Tuesday, 2 March 2010

Welcome Back, Chris

New blades have been put on our pruning knives and the ladders got out ready, yes, it must be apple pruning time again. For those of you who have been following our blog for some time, you may remember Chris from Waterperry Gardens, our apple pruning expert, see entries for 2009, 28th Feb and 14th Sept. Well, he has made another visit to our gardens to continue over seeing our pruning programme and to offer us more advice and guidance in pruning our trees. Tomorrow the pruning will be left to us, we had better pay attention.

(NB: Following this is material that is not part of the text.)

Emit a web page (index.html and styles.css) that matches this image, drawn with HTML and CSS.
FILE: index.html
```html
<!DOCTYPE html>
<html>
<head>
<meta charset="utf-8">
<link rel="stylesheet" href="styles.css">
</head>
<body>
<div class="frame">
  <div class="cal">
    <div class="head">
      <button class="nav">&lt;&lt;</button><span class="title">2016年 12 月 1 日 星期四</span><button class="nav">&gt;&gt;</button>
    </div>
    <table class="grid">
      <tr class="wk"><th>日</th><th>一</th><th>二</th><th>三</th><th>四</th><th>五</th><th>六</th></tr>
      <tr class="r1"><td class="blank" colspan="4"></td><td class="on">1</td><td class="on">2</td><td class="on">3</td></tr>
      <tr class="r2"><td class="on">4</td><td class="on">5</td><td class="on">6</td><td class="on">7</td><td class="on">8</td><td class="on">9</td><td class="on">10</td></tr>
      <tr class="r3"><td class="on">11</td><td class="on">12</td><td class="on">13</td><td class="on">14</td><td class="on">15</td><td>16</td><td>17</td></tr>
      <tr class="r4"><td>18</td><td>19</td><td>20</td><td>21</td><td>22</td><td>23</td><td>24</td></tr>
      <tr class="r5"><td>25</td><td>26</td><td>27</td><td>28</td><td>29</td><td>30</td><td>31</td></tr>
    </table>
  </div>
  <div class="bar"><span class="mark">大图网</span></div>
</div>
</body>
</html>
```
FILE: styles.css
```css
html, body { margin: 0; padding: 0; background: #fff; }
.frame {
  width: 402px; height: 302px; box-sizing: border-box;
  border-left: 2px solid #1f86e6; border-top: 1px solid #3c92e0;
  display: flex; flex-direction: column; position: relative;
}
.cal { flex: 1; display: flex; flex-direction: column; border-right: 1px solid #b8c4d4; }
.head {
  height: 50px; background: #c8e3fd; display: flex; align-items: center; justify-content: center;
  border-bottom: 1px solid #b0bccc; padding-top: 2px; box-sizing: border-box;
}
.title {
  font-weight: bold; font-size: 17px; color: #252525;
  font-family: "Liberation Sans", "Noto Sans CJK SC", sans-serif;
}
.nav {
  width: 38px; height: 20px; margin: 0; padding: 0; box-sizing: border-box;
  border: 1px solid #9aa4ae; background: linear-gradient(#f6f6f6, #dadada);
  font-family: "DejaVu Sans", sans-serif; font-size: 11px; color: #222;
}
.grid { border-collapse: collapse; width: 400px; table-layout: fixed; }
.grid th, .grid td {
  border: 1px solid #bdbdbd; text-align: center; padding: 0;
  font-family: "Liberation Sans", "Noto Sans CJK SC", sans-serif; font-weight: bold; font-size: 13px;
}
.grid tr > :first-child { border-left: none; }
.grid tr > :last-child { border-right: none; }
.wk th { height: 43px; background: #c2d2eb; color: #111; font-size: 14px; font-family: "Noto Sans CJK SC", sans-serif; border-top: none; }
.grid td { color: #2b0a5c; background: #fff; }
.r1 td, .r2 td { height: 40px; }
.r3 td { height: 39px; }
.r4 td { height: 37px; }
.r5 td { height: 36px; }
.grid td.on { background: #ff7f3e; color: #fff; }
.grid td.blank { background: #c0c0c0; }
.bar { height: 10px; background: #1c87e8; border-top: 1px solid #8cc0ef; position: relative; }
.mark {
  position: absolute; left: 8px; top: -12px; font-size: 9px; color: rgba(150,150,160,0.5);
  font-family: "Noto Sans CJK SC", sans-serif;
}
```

The Answer To Our Question

The photograph is not one I have taken, but this is the sight that is waiting for you if take a walk by the lake. The twitchers amongst the team have been asking themselves, why have we seen so many sighting of our Kingfisher recently?, well, the answer is, we have a pair. Spotted today, for the first time, were a pair of Kingfishers flying just above the lake. A sight to behold, not just one, but two flashes of blue.

Monday, 1 March 2010

First Day of Spring

We have been advised by all forms of the media that this winter has been the coldest in 31 years, since 1978/79, with the Met Office's records showing an average temperature of just 1.5C, that's 2.2C below the norm. However, today, the 1st of March, the daytime temperature has reached 10C and the gardeners have all taken their thick winter coats off. They have joined the butterflies, such as Brimstone and Peacock, seen for the first time this year, warming their newly formed wings in the sunshine along with daffodils that are beginning to open their flowers. Today must surely be the 1st day of spring.

The first day of spring also means a spring clean and for us this means clearing out the old greenhouse which, as the photos show, contains no plants, just rubbish or items wanting a new home. When cleared and the broken glass replaced it will be used to grow plants once again.